■ Given problem
Note how many lines include the word "screenshot", and give that number by itself.

■ Records supplied
..............................
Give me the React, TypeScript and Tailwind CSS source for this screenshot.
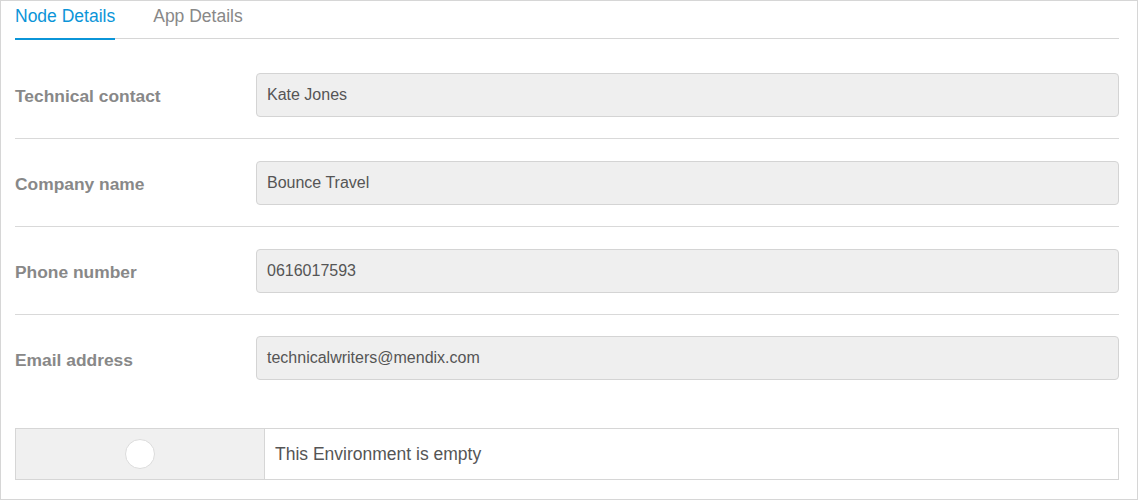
..............................
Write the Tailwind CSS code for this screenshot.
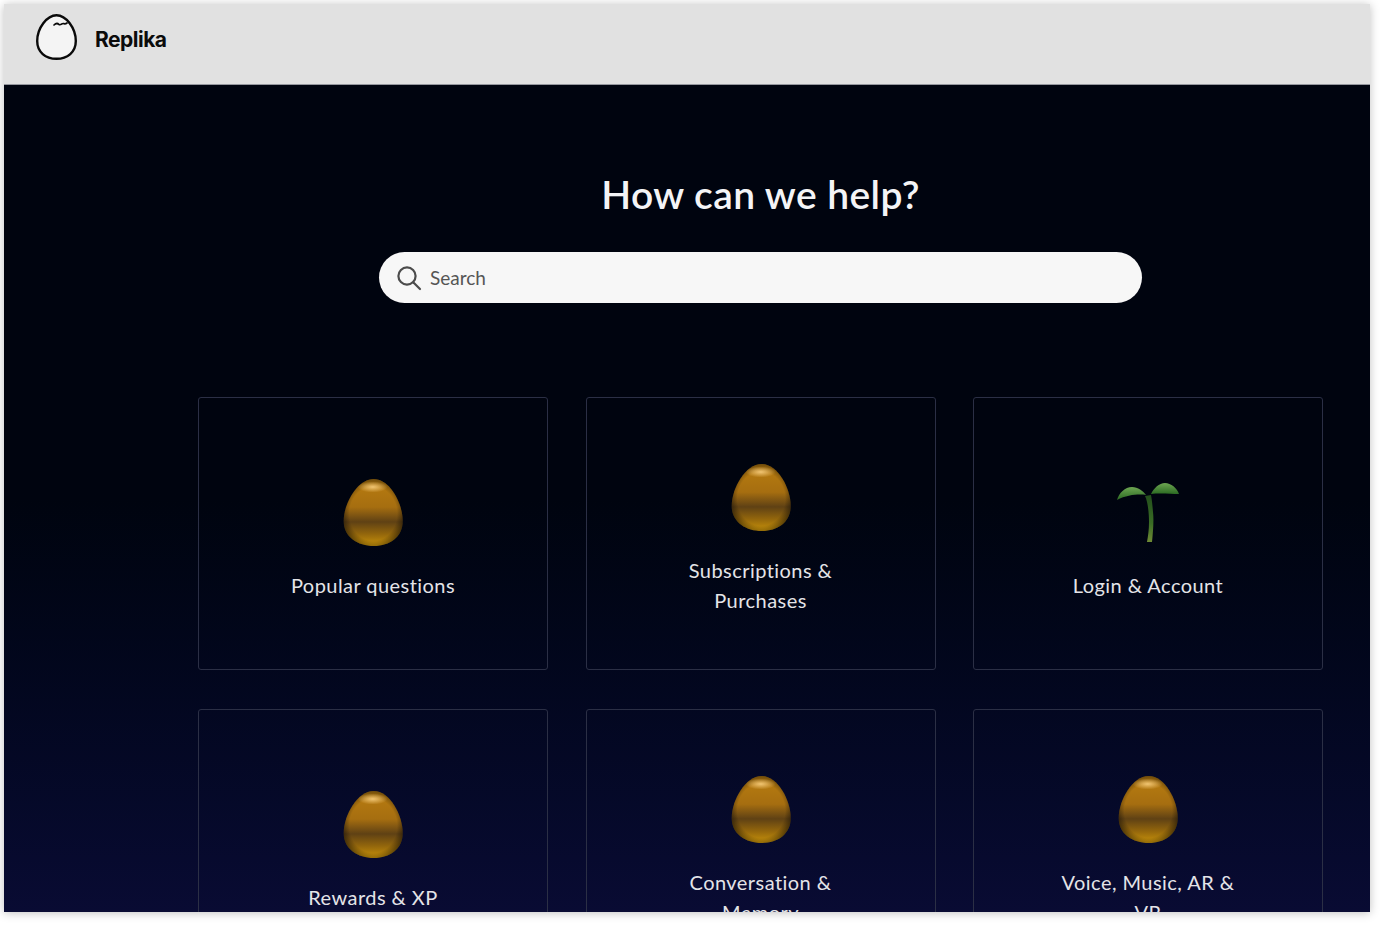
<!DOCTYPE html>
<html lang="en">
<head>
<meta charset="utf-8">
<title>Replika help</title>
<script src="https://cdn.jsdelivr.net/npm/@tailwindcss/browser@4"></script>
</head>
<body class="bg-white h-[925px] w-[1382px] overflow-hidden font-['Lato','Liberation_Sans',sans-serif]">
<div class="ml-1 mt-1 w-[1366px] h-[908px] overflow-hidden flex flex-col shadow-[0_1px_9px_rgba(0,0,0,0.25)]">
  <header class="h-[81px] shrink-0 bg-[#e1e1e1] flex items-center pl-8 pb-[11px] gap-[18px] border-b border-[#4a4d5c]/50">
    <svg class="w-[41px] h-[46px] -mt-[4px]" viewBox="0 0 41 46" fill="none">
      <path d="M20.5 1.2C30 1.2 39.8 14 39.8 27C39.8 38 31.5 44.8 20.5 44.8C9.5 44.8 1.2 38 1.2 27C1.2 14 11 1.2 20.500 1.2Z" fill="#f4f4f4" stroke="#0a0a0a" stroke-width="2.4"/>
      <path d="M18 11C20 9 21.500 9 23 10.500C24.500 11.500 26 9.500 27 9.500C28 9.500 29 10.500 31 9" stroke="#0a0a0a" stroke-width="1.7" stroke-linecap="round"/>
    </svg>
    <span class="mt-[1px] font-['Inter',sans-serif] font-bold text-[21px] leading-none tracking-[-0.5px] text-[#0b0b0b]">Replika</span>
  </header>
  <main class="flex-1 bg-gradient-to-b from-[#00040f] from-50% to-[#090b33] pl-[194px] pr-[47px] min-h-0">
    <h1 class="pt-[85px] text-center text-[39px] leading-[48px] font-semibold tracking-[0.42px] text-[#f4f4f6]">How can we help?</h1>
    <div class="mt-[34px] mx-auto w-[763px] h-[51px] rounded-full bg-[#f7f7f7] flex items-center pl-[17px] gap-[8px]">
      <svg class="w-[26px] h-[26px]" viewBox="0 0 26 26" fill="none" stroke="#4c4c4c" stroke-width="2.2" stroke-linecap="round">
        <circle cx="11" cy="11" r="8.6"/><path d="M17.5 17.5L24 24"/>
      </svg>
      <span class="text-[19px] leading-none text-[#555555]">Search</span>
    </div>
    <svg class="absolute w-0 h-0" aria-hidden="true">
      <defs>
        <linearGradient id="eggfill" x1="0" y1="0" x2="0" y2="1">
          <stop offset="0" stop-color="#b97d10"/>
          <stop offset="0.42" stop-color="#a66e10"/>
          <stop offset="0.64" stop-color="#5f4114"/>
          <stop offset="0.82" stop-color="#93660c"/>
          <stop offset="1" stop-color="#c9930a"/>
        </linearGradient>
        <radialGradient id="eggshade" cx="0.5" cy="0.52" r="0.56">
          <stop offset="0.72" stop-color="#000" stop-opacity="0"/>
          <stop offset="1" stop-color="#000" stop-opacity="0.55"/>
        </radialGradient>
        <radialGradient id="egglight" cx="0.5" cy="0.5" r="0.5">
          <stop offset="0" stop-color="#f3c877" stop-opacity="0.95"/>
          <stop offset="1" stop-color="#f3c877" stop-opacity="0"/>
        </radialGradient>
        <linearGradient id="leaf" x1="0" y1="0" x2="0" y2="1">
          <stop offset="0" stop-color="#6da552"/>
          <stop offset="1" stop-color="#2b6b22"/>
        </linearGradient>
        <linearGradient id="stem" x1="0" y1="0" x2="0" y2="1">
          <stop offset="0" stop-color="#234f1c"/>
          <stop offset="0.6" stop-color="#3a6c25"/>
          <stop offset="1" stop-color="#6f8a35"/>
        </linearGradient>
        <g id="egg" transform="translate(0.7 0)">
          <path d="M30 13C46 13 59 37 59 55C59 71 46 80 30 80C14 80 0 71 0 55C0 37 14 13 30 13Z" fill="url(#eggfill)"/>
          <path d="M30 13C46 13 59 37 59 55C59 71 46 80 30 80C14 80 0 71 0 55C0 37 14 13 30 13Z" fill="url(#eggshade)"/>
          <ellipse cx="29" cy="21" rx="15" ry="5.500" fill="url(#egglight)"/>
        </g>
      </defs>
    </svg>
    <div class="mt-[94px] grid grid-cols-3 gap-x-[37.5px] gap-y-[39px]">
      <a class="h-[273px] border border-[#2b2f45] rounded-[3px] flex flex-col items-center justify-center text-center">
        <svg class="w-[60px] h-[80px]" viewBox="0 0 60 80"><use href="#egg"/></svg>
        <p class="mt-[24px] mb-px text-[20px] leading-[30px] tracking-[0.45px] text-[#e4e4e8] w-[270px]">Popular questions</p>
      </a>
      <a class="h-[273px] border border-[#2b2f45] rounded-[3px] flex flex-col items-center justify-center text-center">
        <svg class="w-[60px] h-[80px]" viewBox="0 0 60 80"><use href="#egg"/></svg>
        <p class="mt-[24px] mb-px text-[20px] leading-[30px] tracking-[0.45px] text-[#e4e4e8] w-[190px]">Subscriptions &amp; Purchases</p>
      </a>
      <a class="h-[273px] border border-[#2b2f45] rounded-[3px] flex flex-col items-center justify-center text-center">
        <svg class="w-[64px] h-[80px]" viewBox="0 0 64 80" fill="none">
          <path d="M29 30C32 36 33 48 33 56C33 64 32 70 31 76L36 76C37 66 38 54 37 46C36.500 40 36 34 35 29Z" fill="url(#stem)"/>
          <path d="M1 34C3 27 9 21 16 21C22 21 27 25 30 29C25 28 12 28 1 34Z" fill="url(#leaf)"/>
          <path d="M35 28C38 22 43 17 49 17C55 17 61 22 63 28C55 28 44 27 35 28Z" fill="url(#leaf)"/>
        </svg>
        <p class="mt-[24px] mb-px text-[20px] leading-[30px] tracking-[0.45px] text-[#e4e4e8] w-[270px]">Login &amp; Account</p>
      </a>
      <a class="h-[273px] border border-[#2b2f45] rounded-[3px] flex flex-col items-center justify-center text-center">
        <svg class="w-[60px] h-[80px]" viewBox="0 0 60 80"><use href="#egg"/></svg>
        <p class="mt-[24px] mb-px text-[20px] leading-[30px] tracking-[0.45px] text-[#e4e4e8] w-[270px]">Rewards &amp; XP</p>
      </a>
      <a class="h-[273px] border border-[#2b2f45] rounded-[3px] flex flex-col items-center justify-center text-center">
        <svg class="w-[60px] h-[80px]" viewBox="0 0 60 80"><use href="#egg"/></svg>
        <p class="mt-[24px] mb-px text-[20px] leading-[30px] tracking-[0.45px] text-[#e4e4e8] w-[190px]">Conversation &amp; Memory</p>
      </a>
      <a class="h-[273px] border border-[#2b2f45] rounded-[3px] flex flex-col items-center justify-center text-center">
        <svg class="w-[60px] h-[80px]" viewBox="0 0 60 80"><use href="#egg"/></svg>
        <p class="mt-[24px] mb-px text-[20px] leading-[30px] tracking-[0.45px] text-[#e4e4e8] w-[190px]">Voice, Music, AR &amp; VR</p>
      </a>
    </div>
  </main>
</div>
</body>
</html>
..............................
■ Full output
2